No buts with wider smoking ban
WELLINGTONIANS rightly want smoking banned in more parts of the city. The survey results indicating this are so strong that city councillors will feel confident and go ahead with the ban. But there will be some – variously posing as liberals or libertarians – who say the moves are unfair. No, they’re not. Smokers have the right to smoke. But they don’t have the right to inflict their smoke on anyone else. Tobacco smoke is not only toxic, it is highly unpleasant to non-smokers. With no other substance would it be claimed that users may impose it on non-users.
Banning smoking everywhere would be a perfectly acceptable idea, but it wouldn’t be practicable. It wouldn’t end smoking, any more than prohibition ended the drinking of alcohol. Smokers are addicts; they need help.
But nobody can complain about banning smoking in bus stops or any other semi-closed public area where non-smokers can’t easily escape the smoke. Some might say parks and open spaces like the Botanic Gardens are different. In these places, other people can dodge the fumes.
Wellingtonians are sometimes misled here because they assume the wind is always blowing. But even in Wellington there are still days. And on still days a bunch of smokers can spread smoke across a wide area.

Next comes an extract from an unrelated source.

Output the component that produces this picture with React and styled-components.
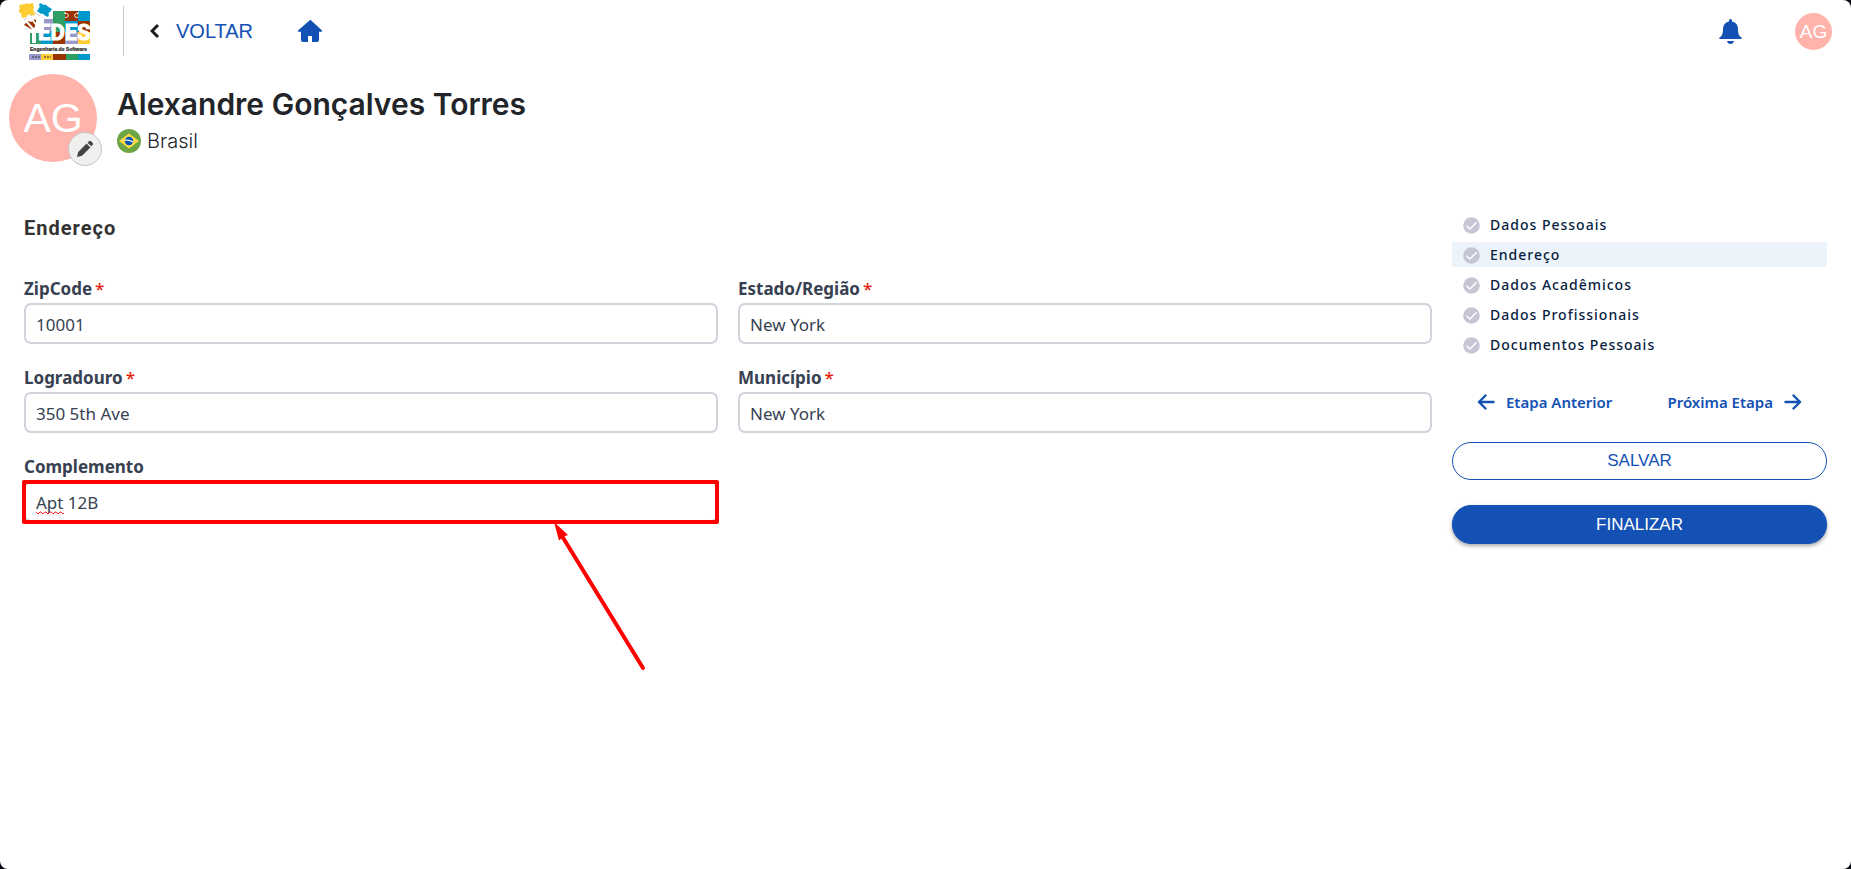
import React from "react";
import styled, { createGlobalStyle, css } from "styled-components";

const sans = `"Liberation Sans", Arial, sans-serif`;
const noto = `"Noto Sans", "Segoe UI", sans-serif`;
const inter = `Inter, "Liberation Sans", sans-serif`;

const colors = {
  primary: "#1351b4",
  navy: "#071d41",
  slate: "#374151",
  border: "#d1d5db",
  salmon: "#ffb3ab",
  mark: "#ff0000",
};

const GlobalStyle = createGlobalStyle`
  *, *::before, *::after { box-sizing: border-box; }
  body { margin: 0; background: #05070f; }
  button, input { font: inherit; margin: 0; }
`;

const Page = styled.div`
  min-height: 100vh;
  background: #fff;
  border-radius: 8px;
  overflow: hidden;
  font-family: ${noto};
`;

const Header = styled.header`
  display: flex;
  align-items: center;
  height: 62px;
  padding: 0 19px;
`;

const Divider = styled.span`
  width: 1px;
  height: 50px;
  margin-left: 32px;
  background: #ccc;
`;

const BackLink = styled.a`
  display: flex;
  align-items: center;
  gap: 16px;
  margin: 0 44px 0 26px;
  font: 400 20px/24px ${sans};
  color: ${colors.primary};
  text-decoration: none;
`;

const IconButton = styled.button`
  display: flex;
  padding: 0;
  border: 0;
  background: none;
  color: ${colors.primary};
  cursor: pointer;
`;

const HeaderEnd = styled.div`
  display: flex;
  align-items: center;
  gap: 53px;
  margin-left: auto;
`;

const Avatar = styled.span`
  display: flex;
  align-items: center;
  justify-content: center;
  width: ${(p) => p.$size}px;
  height: ${(p) => p.$size}px;
  border-radius: 50%;
  background: ${colors.salmon};
  color: #fff;
  font: 400 ${(p) => p.$text}px/1 ${sans};
`;

const Profile = styled.section`
  display: flex;
  gap: 20px;
  padding: 12px 9px 0;
`;

const AvatarBox = styled.div`
  position: relative;
`;

const EditButton = styled.button`
  position: absolute;
  right: -5px;
  bottom: -4px;
  display: flex;
  align-items: center;
  justify-content: center;
  width: 34px;
  height: 34px;
  padding: 0;
  border: 1px solid #c4c2c2;
  border-radius: 50%;
  background: #f1eeee;
`;

const Person = styled.div`
  padding-top: 10px;
  font-family: ${inter};
  color: #212529;
`;

const Name = styled.h1`
  margin: 0;
  font-size: 30px;
  font-weight: 600;
  line-height: 40px;
`;

const Country = styled.p`
  display: flex;
  align-items: center;
  gap: 6px;
  margin: 5px 0 0;
  font-size: 20px;
  font-weight: 300;
  line-height: 24px;
`;

const Main = styled.main`
  display: flex;
  align-items: flex-start;
  gap: 20px;
  padding: 50px 24px 24px;
`;

const Form = styled.form`
  flex: 1;
  min-width: 0;
`;

const Title = styled.h2`
  margin: 4px 0 35px;
  font: 700 20px/24px Roboto, ${sans};
  letter-spacing: 1px;
  color: #333;
`;

const Fields = styled.div`
  display: grid;
  grid-template-columns: 1fr 1fr;
  gap: 20px;
`;

const Label = styled.label`
  display: block;
  padding: 2px 0;
  font-size: 17px;
  font-weight: 700;
  line-height: 24px;
  color: ${colors.slate};
`;

const Required = styled.span`
  margin-left: 3px;
  font-weight: 500;
  color: #e61e0a;
`;

const Control = styled.div`
  position: relative;
`;

const Input = styled.input`
  display: block;
  width: 100%;
  height: 41px;
  padding: 1px 10px 0;
  border: 2px solid ${colors.border};
  border-radius: 7px;
  background: #fff;
  font-size: 17px;
  line-height: 24px;
  color: ${colors.slate};
  outline: none;
`;

const Outline = styled.span`
  position: absolute;
  inset: -1px -1px -2px -2px;
  border: 4px solid ${colors.mark};
  border-radius: 2px;
  pointer-events: none;
`;

const Arrow = styled.svg`
  position: absolute;
  top: 100%;
  right: 72px;
  pointer-events: none;
`;

const Squiggle = styled.svg`
  position: absolute;
  left: 12px;
  bottom: 7px;
  pointer-events: none;
`;

const Aside = styled.aside`
  flex: 0 0 375px;
`;

const Steps = styled.ul`
  display: grid;
  gap: 5px;
  margin: 0;
  padding: 0;
  list-style: none;
`;

const Step = styled.li`
  padding: 1px 11px 0;
  background: ${(p) => (p.$active ? "#edf3fb" : "transparent")};
`;

const StepLink = styled.a`
  display: flex;
  align-items: center;
  gap: 10px;
  font-size: 14px;
  font-weight: 500;
  letter-spacing: 1px;
  line-height: 24px;
  color: ${colors.navy};
  text-decoration: none;
`;

const StepNav = styled.nav`
  display: flex;
  justify-content: space-between;
  padding: 33px 25px 28px;
`;

const NavButton = styled.button`
  display: flex;
  align-items: center;
  gap: 11px;
  padding: 0;
  border: 0;
  background: none;
  font-size: 15px;
  font-weight: 600;
  line-height: 24px;
  color: ${colors.primary};
  cursor: pointer;
`;

const Actions = styled.div`
  display: grid;
  gap: 25px;
`;

const ActionButton = styled.button`
  height: 38px;
  border: 1px solid ${colors.primary};
  border-radius: 19px;
  background: #fff;
  color: ${colors.primary};
  font: 400 17px/24px ${sans};
  cursor: pointer;
  ${(p) =>
    p.$filled &&
    css`
      height: 39px;
      background: ${colors.primary};
      color: #fff;
      box-shadow: 0 2px 4px rgba(0, 0, 0, 0.35);
    `}
`;

const palette = {
  green: "#2f9e63",
  rust: "#993300",
  blue: "#0099cc",
  lilac: "#9999cc",
  yellow: "#ffcc33",
};

const tiles = [
  [53, 11, 12, 10, "green"], [65, 11, 13, 10, "rust"], [78, 11, 12, 10, "blue"],
  [44, 19, 9, 13, "lilac"], [53, 21, 12, 11, "green"], [65, 21, 13, 11, "blue"], [78, 21, 12, 11, "rust"],
  [30, 33, 11, 11, "green"], [41, 31, 12, 13, "blue"], [53, 32, 12, 12, "rust"],
  [65, 32, 13, 12, "lilac"], [78, 32, 12, 12, "yellow"],
  [29, 54, 12, 6, "lilac"], [41, 54, 12, 6, "yellow"], [53, 54, 13, 6, "rust"],
  [66, 54, 12, 6, "green"], [78, 54, 12, 6, "blue"],
];

function Logo() {
  return (
    <svg width="72" height="60" viewBox="19 1 72 60" role="img" aria-label="SEDES Engenharia de Software">
      {tiles.map(([x, y, w, h, c]) => (
        <rect key={`${x}-${y}`} x={x} y={y} width={w} height={h} fill={palette[c]} />
      ))}
      <path d="M65 12v2a2 2 0 1 1 0 3M78 12v2a2 2 0 1 0 0 3" fill="none" stroke="#fff" strokeWidth="1" />
      <path d="M19 5l6-1a2 2 0 0 1 3 0l5-1 1 5a2 2 0 0 0 0 3l1 4-4 1a2 2 0 0 0-4 1l-5 1-1-5a2 2 0 0 1-1-4z" fill={palette.yellow} />
      <path d="M40 3l4 2a2 2 0 0 1 3 1l5 3-2 3a2 2 0 0 0-1 3l-1 2-4-2a2 2 0 0 0-3-1l-4-3 2-3a2 2 0 0 0 0-3z" fill={palette.blue} />
      <path d="M24 25l4-4 3 1 4-3 3 5-3 4 2 4-6-3z" fill={palette.rust} />
      <path d="M26 21l9 10M31 18l6 8M36 14l4 7" stroke="#fff" strokeWidth="2" />
      <path d="M24 20l3-2M30 16l3-2M35 13l5 3" stroke="#ccc" strokeWidth="1" fill="none" />
      <path d="M34 29v14M38 21c0 5-2 8-4 12" stroke="#fff" strokeWidth="4" fill="none" />
      <g fontWeight="700">
        <text x="38" y="40" fontSize="22" fill="#fff" stroke="#fff" strokeWidth="1" fontFamily="Roboto, sans-serif">EDES</text>
        <text x="30" y="51" fontSize="5" fill="#222" stroke="#222" strokeWidth=".2" fontFamily="Liberation Sans, sans-serif">Engenharia de Software</text>
      </g>
      <path d="M32 57h8M44 57h7" stroke="#333" strokeWidth="1" strokeDasharray="2 1" />
    </svg>
  );
}

const Chevron = () => (
  <svg width="10" height="16" viewBox="0 0 10 16" fill="none" stroke="#1b1b1b" strokeWidth="3" aria-hidden="true">
    <path d="M8 2L2 8l6 6" />
  </svg>
);

const Home = () => (
  <svg width="26" height="24" viewBox="0 0 26 24" fill="currentColor" aria-hidden="true">
    <path d="M13 1L1 11.500q-.8.900.4 1.200H4V21q0 2 2 2h5v-6h4v6h5q2 0 2-2v-8.300h2.700q1-.3.300-1.200L14 1.300Q13.500.800 13 1z" />
  </svg>
);

const Bell = () => (
  <svg width="23" height="25" viewBox="0 0 23 25" fill="currentColor" aria-hidden="true">
    <path d="M10 2.500V1.500a1.500 1.500 0 0 1 3 0v1C17 3.300 19 6.500 19 10c0 5 1 7 3.500 8.500.5.400.5 1.500-.5 1.500H1c-1 0-1-1.100-.5-1.500C3 17 4 15 4 10c0-3.500 2-6.700 6-7.500zM8 22h7c-.4 1.900-1.700 3-3.500 3S8.400 23.900 8 22z" />
  </svg>
);

const Pencil = () => (
  <svg width="18" height="18" viewBox="0 0 18 18" fill="#444" aria-hidden="true">
    <path d="M1 17l1.200-5L10.600 3.600l3.800 3.800L6 15.800zM11.500 2.700l1.300-1.300q1-.9 2-.4l2 2q.7 1-.2 2l-1.300 1.300z" />
  </svg>
);

const Flag = () => (
  <svg width="24" height="24" viewBox="0 0 24 24" aria-hidden="true">
    <circle cx="12" cy="12" r="12" fill="#6da544" />
    <path d="M12 4.500L22 12l-10 7.500L2 12z" fill="#ffda44" />
    <circle cx="12" cy="12" r="4.200" fill="#0052b4" />
    <path d="M8 11.300q4.500-1 8 2" fill="none" stroke="#f0f0f0" strokeWidth="1.200" />
  </svg>
);

const Check = () => (
  <svg width="17" height="17" viewBox="0 0 17 17" fill="none" aria-hidden="true">
    <circle cx="8.500" cy="8.500" r="8.300" fill="#c5c5d3" />
    <path d="M3.500 8.700l3.400 3.300 6.800-6.800" stroke="#fff" strokeWidth="1.500" />
  </svg>
);

const StepArrow = ({ next }) => (
  <svg width="18" height="16" viewBox="0 0 18 16" fill="none" stroke="currentColor" strokeWidth="2.400" strokeLinecap="round" strokeLinejoin="round" aria-hidden="true">
    <path d={next ? "M1.500 8H16M9.500 1.500L16 8l-6.500 6.500" : "M16.500 8H2M8.500 1.500L2 8l6.500 6.500"} />
  </svg>
);

function Field({ id, label, value, required, highlighted }) {
  return (
    <div>
      <Label htmlFor={id}>
        {label}
        {required && <Required>*</Required>}
      </Label>
      <Control>
        <Input id={id} type="text" defaultValue={value} required={required} spellCheck={false} />
        {highlighted && (
          <>
            <Squiggle width="28" height="4" viewBox="0 0 28 4" fill="none" stroke="#f22" aria-hidden="true">
              <path d="M0 1l2 2 2-2h1l2 2 2-2h1l2 2 2-2h1l2 2 2-2h1l2 2 2-2h1l2 2 1-1" />
            </Squiggle>
            <Outline />
            <Arrow width="94" height="150" viewBox="0 0 94 150" aria-hidden="true">
              <path d="M10 14L91 146" stroke={colors.mark} strokeWidth="4" strokeLinecap="round" />
              <path d="M2 0L16 13l-4 1.500-5 4z" fill={colors.mark} />
            </Arrow>
          </>
        )}
      </Control>
    </div>
  );
}

const fields = [
  { id: "zip", label: "ZipCode", value: "10001", required: true },
  { id: "state", label: "Estado/Região", value: "New York", required: true },
  { id: "street", label: "Logradouro", value: "350 5th Ave", required: true },
  { id: "city", label: "Município", value: "New York", required: true },
  { id: "extra", label: "Complemento", value: "Apt 12B", highlighted: true },
];

const steps = ["Dados Pessoais", "Endereço", "Dados Acadêmicos", "Dados Profissionais", "Documentos Pessoais"];

export default function App() {
  return (
    <>
      <GlobalStyle />
      <Page>
        <Header>
          <Logo />
          <Divider />
          <BackLink href="#voltar"><Chevron />VOLTAR</BackLink>
          <IconButton type="button" aria-label="Início"><Home /></IconButton>
          <HeaderEnd>
            <IconButton type="button" aria-label="Notificações"><Bell /></IconButton>
            <Avatar $size={37} $text={19}>AG</Avatar>
          </HeaderEnd>
        </Header>
        <Profile>
          <AvatarBox>
            <Avatar $size={88} $text={41}>AG</Avatar>
            <EditButton type="button" aria-label="Editar foto"><Pencil /></EditButton>
          </AvatarBox>
          <Person>
            <Name>Alexandre Gonçalves Torres</Name>
            <Country><Flag />Brasil</Country>
          </Person>
        </Profile>
        <Main>
          <Form>
            <Title>Endereço</Title>
            <Fields>
              {fields.map((f) => <Field key={f.id} {...f} />)}
            </Fields>
          </Form>
          <Aside>
            <Steps>
              {steps.map((s) => (
                <Step key={s} $active={s === "Endereço"}>
                  <StepLink href="#etapa"><Check />{s}</StepLink>
                </Step>
              ))}
            </Steps>
            <StepNav>
              <NavButton type="button"><StepArrow />Etapa Anterior</NavButton>
              <NavButton type="button">Próxima Etapa<StepArrow next /></NavButton>
            </StepNav>
            <Actions>
              <ActionButton type="button">SALVAR</ActionButton>
              <ActionButton type="button" $filled>FINALIZAR</ActionButton>
            </Actions>
          </Aside>
        </Main>
      </Page>
    </>
  );
}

That is why the council is justified in its present ban on smoking in parks, sports fields, Midland Park, the zoo and Zealandia.
The council would also be justified in extending the ban to the Botanic Gardens, Otari-Wilton’s Bush, and entrances to public buildings. The public wants this, according to a public survey. And smokers have no justifiable objection.
Should smokers who flout the bans be fined? Again, there is no objection in principle, but fines are probably impracticable. They would be difficult and expensive to enforce. They also risk making martyrs of smokers who break the law. Most smokers are law-abiding people who know that their habit is dangerous to themselves and repulsive to others.
But a small clique will cast themselves as freedom fighters and their cause will be taken up by misguided libertarians. It’s probably better, at least for a while, to rely on public signs and the law-abiding majority.
Besides, many people don’t know about the present anti-smoking by-laws, let alone the proposed extensions. Each anti-smoking step that is taken helps build the road to a largely smoke-free society. But the public takes time to absorb the new policies.
The overall movement will go only one way. The tobacco companies have lost the battle for hearts and minds, but they will fight forever for their ‘‘right’’ to peddle a lethal substance that kills half the smokers and spreads suffering and disease.
So the proposed moves in Wellington are wholly welcome. In the meantime, more needs to be done to help the addicts quit their habit. And still more needs to be done to harm and destroy Big Tobacco.